* _Your task_: Reproduce the data below in full and exclude every picture.
— start —
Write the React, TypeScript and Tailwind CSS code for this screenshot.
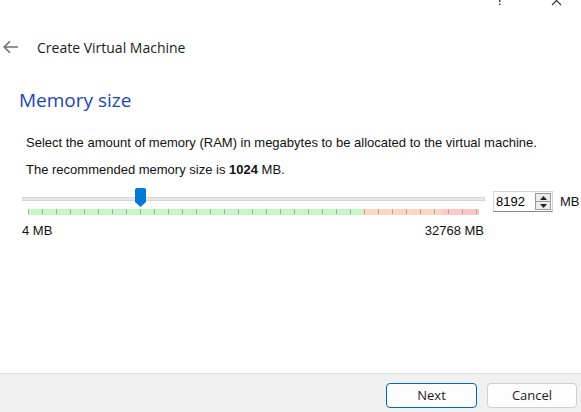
import React from 'react';
import { ArrowLeft } from 'lucide-react';

const ui = { fontFamily: '"Segoe UI", "Open Sans", "Noto Sans", sans-serif' };
const dlg = { fontFamily: 'Tahoma, "Liberation Sans", Arial, sans-serif' };

function Thumb() {
    return (
        <svg width="11" height="19" viewBox="0 0 11 19" className="absolute left-[113px] top-0">
            <path d="M2 0 H9 Q11 0 11 2 V14 L5.5 19 L0 14 V2 Q0 0 2 0 Z" fill="#0078d7" />
        </svg>
    );
}

function Scale() {
    const ticks = Array.from({ length: 33 }, (_, i) => 28 + i * 14).filter((x) => x < 479);
    return (
        <svg width="463" height="6" className="absolute left-0 top-[21px]">
            <rect x="6" y="0" width="335" height="6" fill="#c6f7c6" />
            <rect x="341" y="0" width="80" height="6" fill="#fed5c0" />
            <rect x="421" y="0" width="36" height="6" fill="#fec6c6" />
            {ticks.map((x) => (
                <rect key={x} x={x - 22} y="0" width="1" height="5" fill="#a8a8a0" />
            ))}
        </svg>
    );
}

function SpinBox() {
    return (
        <div className="flex items-stretch w-[60px] h-[21px] border border-[#d4d4d4] border-b-[#8a8a8a] bg-white">
            <span className="flex-1 pl-[2px] text-[13px] leading-[19px] text-black">8192</span>
            <div className="flex flex-col w-[16px] my-[1px] mr-[1px] border border-[#9a9a9a] bg-[#ececec]">
                <div className="flex-1 flex items-center justify-center border-b border-[#9a9a9a]">
                    <svg width="7" height="4" viewBox="0 0 7 4"><path d="M3.5 0 L7 4 H0 Z" fill="#222" /></svg>
                </div>
                <div className="flex-1 flex items-center justify-center">
                    <svg width="7" height="4" viewBox="0 0 7 4"><path d="M0 0 H7 L3.5 4 Z" fill="#222" /></svg>
                </div>
            </div>
        </div>
    );
}

export default function App() {
    return (
        <div className="relative w-[581px] h-[412px] bg-white flex flex-col overflow-hidden" style={ui}>
            {/* Window controls, clipped by the top edge */}
            <svg width="6" height="6" viewBox="0 0 6 6" className="absolute left-[497px] top-0">
                <rect x="2" y="0" width="1.4" height="2" fill="#333" />
                <rect x="2" y="3.6" width="1.4" height="1.4" fill="#333" />
            </svg>
            <svg width="12" height="6" viewBox="0 0 12 6" className="absolute left-[551px] top-0">
                <path d="M1 5 L5.5 0.5 M10 5 L5.5 0.5" stroke="#333" strokeWidth="1.1" fill="none" />
            </svg>

            {/* Header */}
            <div className="flex items-center h-[22px] mt-[36px]">
                <svg width="16" height="14" viewBox="0 0 16 14" className="ml-[3px] text-[#707070]">
                    <path d="M15 7 H1.5 M7 1.2 L1.2 7 L7 12.8" stroke="currentColor" strokeWidth="1.6" fill="none" />
                </svg>
                <span className="ml-[18px] text-[14px] text-[#1b1b1b]">Create Virtual Machine</span>
            </div>

            {/* Title */}
            <h1 className="mt-[29px] ml-[19px] h-[26px] text-[19px] leading-[26px] text-[#1c46b8]">Memory size</h1>

            {/* Body */}
            <div className="flex flex-col mt-[21px] text-[13px] text-[#111]" style={dlg}>
                <p className="ml-[26px] h-[18px] leading-[18px]">
                    Select the amount of memory (RAM) in megabytes to be allocated to the virtual machine.
                </p>
                <p className="ml-[26px] mt-[9px] h-[18px] leading-[18px]">
                    The recommended memory size is <b>1024</b> MB.
                </p>

                <div className="flex items-start mt-[9px] ml-[22px]">
                    <div className="flex flex-col w-[463px]">
                        <div className="relative h-[27px]">
                            <div className="absolute left-0 right-0 top-[9px] h-[4px] bg-[#e7e7e7] border border-[#d6d6d6]" />
                            <Scale />
                            <Thumb />
                        </div>
                        <div className="flex justify-between mt-[8px] h-[16px] leading-[16px]">
                            <span>4 MB</span>
                            <span className="mr-[1px]">32768 MB</span>
                        </div>
                    </div>
                    <div className="flex items-center mt-[3px] ml-[8px]">
                        <SpinBox />
                        <span className="ml-[7px]">MB</span>
                    </div>
                </div>
            </div>

            {/* Footer */}
            <div className="mt-auto h-[39px] bg-[#f0f0f0] border-t border-[#dedede] flex justify-end items-start pt-[9px] pr-[4px] gap-[10px]">
                <button className="w-[91px] h-[25px] rounded-[4px] border border-[#0067c0] bg-[#fdfdfd] text-[13px] text-[#1b1b1b]">
                    Next
                </button>
                <button className="w-[90px] h-[25px] rounded-[4px] border border-[#d0d0d0] bg-[#fdfdfd] text-[13px] text-[#1b1b1b]">
                    Cancel
                </button>
            </div>
        </div>
    );
}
— end —
* _Result of this task_:
Write the React, TypeScript and Tailwind CSS code for this screenshot.
import React from 'react';
import { ArrowLeft } from 'lucide-react';

const ui = { fontFamily: '"Segoe UI", "Open Sans", "Noto Sans", sans-serif' };
const dlg = { fontFamily: 'Tahoma, "Liberation Sans", Arial, sans-serif' };

function Thumb() {
    return (
        <svg width="11" height="19" viewBox="0 0 11 19" className="absolute left-[113px] top-0">
            <path d="M2 0 H9 Q11 0 11 2 V14 L5.5 19 L0 14 V2 Q0 0 2 0 Z" fill="#0078d7" />
        </svg>
    );
}

function Scale() {
    const ticks = Array.from({ length: 33 }, (_, i) => 28 + i * 14).filter((x) => x < 479);
    return (
        <svg width="463" height="6" className="absolute left-0 top-[21px]">
            <rect x="6" y="0" width="335" height="6" fill="#c6f7c6" />
            <rect x="341" y="0" width="80" height="6" fill="#fed5c0" />
            <rect x="421" y="0" width="36" height="6" fill="#fec6c6" />
            {ticks.map((x) => (
                <rect key={x} x={x - 22} y="0" width="1" height="5" fill="#a8a8a0" />
            ))}
        </svg>
    );
}

function SpinBox() {
    return (
        <div className="flex items-stretch w-[60px] h-[21px] border border-[#d4d4d4] border-b-[#8a8a8a] bg-white">
            <span className="flex-1 pl-[2px] text-[13px] leading-[19px] text-black">8192</span>
            <div className="flex flex-col w-[16px] my-[1px] mr-[1px] border border-[#9a9a9a] bg-[#ececec]">
                <div className="flex-1 flex items-center justify-center border-b border-[#9a9a9a]">
                    <svg width="7" height="4" viewBox="0 0 7 4"><path d="M3.5 0 L7 4 H0 Z" fill="#222" /></svg>
                </div>
                <div className="flex-1 flex items-center justify-center">
                    <svg width="7" height="4" viewBox="0 0 7 4"><path d="M0 0 H7 L3.5 4 Z" fill="#222" /></svg>
                </div>
            </div>
        </div>
    );
}

export default function App() {
    return (
        <div className="relative w-[581px] h-[412px] bg-white flex flex-col overflow-hidden" style={ui}>
            {/* Window controls, clipped by the top edge */}
            <svg width="6" height="6" viewBox="0 0 6 6" className="absolute left-[497px] top-0">
                <rect x="2" y="0" width="1.4" height="2" fill="#333" />
                <rect x="2" y="3.6" width="1.4" height="1.4" fill="#333" />
            </svg>
            <svg width="12" height="6" viewBox="0 0 12 6" className="absolute left-[551px] top-0">
                <path d="M1 5 L5.5 0.5 M10 5 L5.5 0.5" stroke="#333" strokeWidth="1.1" fill="none" />
            </svg>

            {/* Header */}
            <div className="flex items-center h-[22px] mt-[36px]">
                <svg width="16" height="14" viewBox="0 0 16 14" className="ml-[3px] text-[#707070]">
                    <path d="M15 7 H1.5 M7 1.2 L1.2 7 L7 12.8" stroke="currentColor" strokeWidth="1.6" fill="none" />
                </svg>
                <span className="ml-[18px] text-[14px] text-[#1b1b1b]">Create Virtual Machine</span>
            </div>

            {/* Title */}
            <h1 className="mt-[29px] ml-[19px] h-[26px] text-[19px] leading-[26px] text-[#1c46b8]">Memory size</h1>

            {/* Body */}
            <div className="flex flex-col mt-[21px] text-[13px] text-[#111]" style={dlg}>
                <p className="ml-[26px] h-[18px] leading-[18px]">
                    Select the amount of memory (RAM) in megabytes to be allocated to the virtual machine.
                </p>
                <p className="ml-[26px] mt-[9px] h-[18px] leading-[18px]">
                    The recommended memory size is <b>1024</b> MB.
                </p>

                <div className="flex items-start mt-[9px] ml-[22px]">
                    <div className="flex flex-col w-[463px]">
                        <div className="relative h-[27px]">
                            <div className="absolute left-0 right-0 top-[9px] h-[4px] bg-[#e7e7e7] border border-[#d6d6d6]" />
                            <Scale />
                            <Thumb />
                        </div>
                        <div className="flex justify-between mt-[8px] h-[16px] leading-[16px]">
                            <span>4 MB</span>
                            <span className="mr-[1px]">32768 MB</span>
                        </div>
                    </div>
                    <div className="flex items-center mt-[3px] ml-[8px]">
                        <SpinBox />
                        <span className="ml-[7px]">MB</span>
                    </div>
                </div>
            </div>

            {/* Footer */}
            <div className="mt-auto h-[39px] bg-[#f0f0f0] border-t border-[#dedede] flex justify-end items-start pt-[9px] pr-[4px] gap-[10px]">
                <button className="w-[91px] h-[25px] rounded-[4px] border border-[#0067c0] bg-[#fdfdfd] text-[13px] text-[#1b1b1b]">
                    Next
                </button>
                <button className="w-[90px] h-[25px] rounded-[4px] border border-[#d0d0d0] bg-[#fdfdfd] text-[13px] text-[#1b1b1b]">
                    Cancel
                </button>
            </div>
        </div>
    );
}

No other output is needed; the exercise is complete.